A School For Tomorrow
THE WAY | WORK | BECOMING A SCHOOL OF CHARACTER

THE WARRANTING OF PRACTICE

The final element of a great school, a school of character, is its disposition towards testing and warranting the integrity of its practice.

We believe this must include validating the quality and consistency of the delivery of graduates outcomes based in 21C character and competency, as well as the essential processes by which a school might attain them, including the depth of investigation into the idea of character, the immersion of character leadership in every part of the school, the richness of character apprenticeship as the key pedagogy for the learning experience, the shared discipline in delivering excellence in learning experience and outcomes, the success in cultivating emerging student voice and agency, and the rigour of teacher professionalism. How teachers and leaders build a case for and warrant their practice in respect of these provides the critical accountability for ensuring the continuing presence and evolving nature of the ‘secret sauce’ of high- performance culture.


So, the process of building an education for character and competency needs to be informed by an understanding drawn from the current state of leading practice around the world about what is most warranted in designing and implementing an education for good character. This is what we will refer to as ‘warranting of practice in character education’, adapted from the writings of Kenneth Ruthven at the University of Cambridge. His model for warranting practice provides a solid approach for thinking about how schools might go about the work of character education that is based less on compliance and more on the creation of associated professional knowledge, professional engagement, and critical thinking. Schools build practice that might be capable of being ‘warranted’ on an ongoing basis by taking responsibility both at individual teacher and whole-school levels for developing and assuring the quality of their professional practice, in this instance, in the realm of education for good character. They do not simplistically impose an externally developed model in a manner that ends up in mechanical check-box exercises and benchmarked comparisons or league lists. Rather, they create a vision for what education might look like in their school (referenced to leading practice internationally), and then go about the business of ensuring that what they want is, in fact, being generated and regenerated continually through a process of scrutiny that ensures that there are reasonable grounds for the practice as it is intended and that implementation of the practice does indeed realise its claims.

Thus, according to Ruthven, warranting of professional practice calls for:

    • Articulation of a clear operational model for the practice, explicitly indicating the ends to be sought and the means to be employed;
    • Provision of a coherent rationale for that model, showing how it is intended operation is well-grounded in wider professional knowledge and takes account of evidence from its implementation;
    • Monitoring of practice based on principles of triangulation: of implementation against intention, between different types of relevant evidence, across internal participants and against external standards;
    • Continuing analysis and revaluation of the operational model in light of evidence from monitoring practice, and of developments in professional knowledge.

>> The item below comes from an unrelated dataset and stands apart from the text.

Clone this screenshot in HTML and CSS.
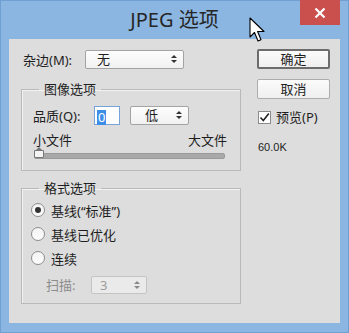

Implicit in this is an assumption that scrutiny is essential to ensuring high performance. It must, therefore, go hand-in-hand with culture that values transparency, evidence-based decision-making, and a transformational approach to education that is always striving to find new and better ways of meeting the needs of its students and the societies to which they will contribute. This also suggests that character education within a mature school of character requires a community of inquiry practice in which ideas are being developed, tested, and applied within a culture that values research and development. This cannot be the case in any school culture that automatically defaults to the status quo – the privileging of what is best for the students need to be driven by principle rather than precedent. If precedent prevails, then it does so because it has been proven to have the impact necessary to produce the character and competencies required for our graduates to thrive as good people in our world.

As we see throughout The Way, this test of relevance against the rationale for and nature of character and competency is what defines an 21C excellent education. Are we really preparing our graduates to thrive in their world? Are we inspiring, challenging, and supporting them to become the people they need to be? What knowledge, skills, character, and learning habits will equip them for success along their journey? And do we know whether or not we are doing the work that will best help them along their way? Can we warrant this?